Something happened. The flamboyance of it, the pure showmanship of it, staggers my imagination. The demonstration of Divine Love in such a dramatic symbolic gesture makes every other artistic performance, I can think of, pale to insignificance. That he could stand before the world and proclaim that the old impersonal gods are dead; that there is a now new order, never seen on Earth before; that there is now a PERSON in whom we can find comfort and help by the merest act of humble supplication. That is a very big wow.
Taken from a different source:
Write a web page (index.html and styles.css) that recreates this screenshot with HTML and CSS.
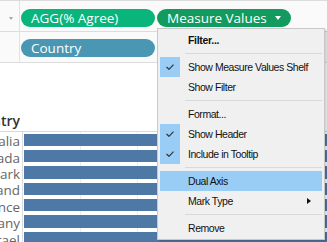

The establishment of the Kingdom of Heaven on Earth through this magnificent demonstration of compassion was completely new, revolutionary, epoch-making. True, countless atrocities have been committed in Jesus's name; Man's ability to vulgarize every beautiful created thing is almost as mind-boggling as the Crucifixion, but still--for the disciple willing to reach out and touch the face of the PERSON Jesus, what happened is--well, we are saved. And that is enough of a bottom line for me.
There is a David Mamet movie called "We're No Angels" about a couple of convicts who escape from prison and pretend to be Catholic priests visiting a monastery. At one point they steal some clothes off a clothesline, and one of the guys forgets to take a clothespin off the collar of his stolen shirt. One of the monks at the monastery asks about the clothespin, and the convicts says, "You know what that is? You know what that is? Uh, uh, it's a reminder." The next day the gullible monk is seen wearing a clothespin on his collar. For us, the cross, the dove, the lamb, the lilies, the communion, should all serve as reminders that every day we live in peace on Earth is a gift from God--reminders that Jesus watches over us and blesses us, and invites us to take our place in His Heavenly Kingdom.